● GOAL OF THE EXERCISE: Please set the lines down again exactly, from the top of the entries through the line that contains "Clock, ChevronRight, ChevronDown".

[Web page code records]
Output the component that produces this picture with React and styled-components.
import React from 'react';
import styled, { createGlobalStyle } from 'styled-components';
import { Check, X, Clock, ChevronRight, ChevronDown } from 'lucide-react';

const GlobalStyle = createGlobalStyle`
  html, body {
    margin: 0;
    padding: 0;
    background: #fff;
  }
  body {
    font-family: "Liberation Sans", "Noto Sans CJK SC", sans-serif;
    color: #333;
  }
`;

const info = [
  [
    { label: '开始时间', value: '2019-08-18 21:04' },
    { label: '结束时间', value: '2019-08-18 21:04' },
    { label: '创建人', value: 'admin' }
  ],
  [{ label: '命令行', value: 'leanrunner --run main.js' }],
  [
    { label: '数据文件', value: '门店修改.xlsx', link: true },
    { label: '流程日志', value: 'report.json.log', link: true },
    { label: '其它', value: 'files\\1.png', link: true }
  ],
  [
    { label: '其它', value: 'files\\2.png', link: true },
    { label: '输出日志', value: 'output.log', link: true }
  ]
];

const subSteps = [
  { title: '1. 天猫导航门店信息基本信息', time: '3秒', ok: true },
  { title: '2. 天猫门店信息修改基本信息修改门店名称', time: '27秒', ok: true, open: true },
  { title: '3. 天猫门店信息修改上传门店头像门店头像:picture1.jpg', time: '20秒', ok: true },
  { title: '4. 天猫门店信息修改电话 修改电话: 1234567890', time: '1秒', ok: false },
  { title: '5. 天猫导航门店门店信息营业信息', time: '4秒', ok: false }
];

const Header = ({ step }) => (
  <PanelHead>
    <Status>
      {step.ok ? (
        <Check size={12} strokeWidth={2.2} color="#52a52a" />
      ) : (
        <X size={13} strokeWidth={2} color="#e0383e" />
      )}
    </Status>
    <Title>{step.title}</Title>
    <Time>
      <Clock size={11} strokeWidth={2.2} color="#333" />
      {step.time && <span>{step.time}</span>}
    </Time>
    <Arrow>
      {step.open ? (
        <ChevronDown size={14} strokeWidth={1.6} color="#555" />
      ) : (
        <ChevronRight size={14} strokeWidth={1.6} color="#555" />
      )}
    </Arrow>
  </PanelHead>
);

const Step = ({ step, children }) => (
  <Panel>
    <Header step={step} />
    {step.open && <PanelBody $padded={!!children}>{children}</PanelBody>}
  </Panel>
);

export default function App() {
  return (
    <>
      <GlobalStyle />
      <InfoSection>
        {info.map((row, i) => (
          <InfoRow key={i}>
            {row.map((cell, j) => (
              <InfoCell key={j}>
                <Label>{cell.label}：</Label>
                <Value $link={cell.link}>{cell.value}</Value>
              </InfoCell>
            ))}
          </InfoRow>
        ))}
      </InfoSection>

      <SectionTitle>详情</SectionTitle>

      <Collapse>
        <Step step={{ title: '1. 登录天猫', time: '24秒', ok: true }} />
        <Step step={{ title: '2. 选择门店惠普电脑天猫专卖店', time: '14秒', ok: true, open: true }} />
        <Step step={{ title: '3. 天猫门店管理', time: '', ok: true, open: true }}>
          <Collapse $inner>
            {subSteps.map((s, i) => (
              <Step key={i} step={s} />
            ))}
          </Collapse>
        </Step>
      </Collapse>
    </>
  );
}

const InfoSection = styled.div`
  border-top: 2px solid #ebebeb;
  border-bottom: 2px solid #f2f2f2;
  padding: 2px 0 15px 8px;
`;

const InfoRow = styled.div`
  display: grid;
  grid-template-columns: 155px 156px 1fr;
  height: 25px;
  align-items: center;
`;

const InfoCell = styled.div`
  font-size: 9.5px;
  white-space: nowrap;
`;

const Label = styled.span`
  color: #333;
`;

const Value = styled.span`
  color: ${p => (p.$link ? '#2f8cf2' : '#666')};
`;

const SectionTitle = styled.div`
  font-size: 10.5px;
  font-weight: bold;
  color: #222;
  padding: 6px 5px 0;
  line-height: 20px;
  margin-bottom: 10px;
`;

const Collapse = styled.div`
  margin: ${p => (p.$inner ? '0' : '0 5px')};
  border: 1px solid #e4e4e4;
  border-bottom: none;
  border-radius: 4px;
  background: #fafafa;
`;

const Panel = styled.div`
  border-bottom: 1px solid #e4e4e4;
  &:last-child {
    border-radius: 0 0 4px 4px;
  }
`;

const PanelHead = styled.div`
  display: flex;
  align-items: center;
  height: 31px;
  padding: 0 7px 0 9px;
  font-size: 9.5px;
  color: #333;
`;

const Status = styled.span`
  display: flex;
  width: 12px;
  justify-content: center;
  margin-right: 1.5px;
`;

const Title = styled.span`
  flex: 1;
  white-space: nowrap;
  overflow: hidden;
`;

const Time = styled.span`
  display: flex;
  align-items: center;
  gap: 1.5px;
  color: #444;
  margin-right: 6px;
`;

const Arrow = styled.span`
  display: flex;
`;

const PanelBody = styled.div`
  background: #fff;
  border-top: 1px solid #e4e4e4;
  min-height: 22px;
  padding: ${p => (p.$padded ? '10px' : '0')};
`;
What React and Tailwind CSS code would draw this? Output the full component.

● THE RESPONSE:
Output the component that produces this picture with React and styled-components.
import React from 'react';
import styled, { createGlobalStyle } from 'styled-components';
import { Check, X, Clock, ChevronRight, ChevronDown } from 'lucide-react';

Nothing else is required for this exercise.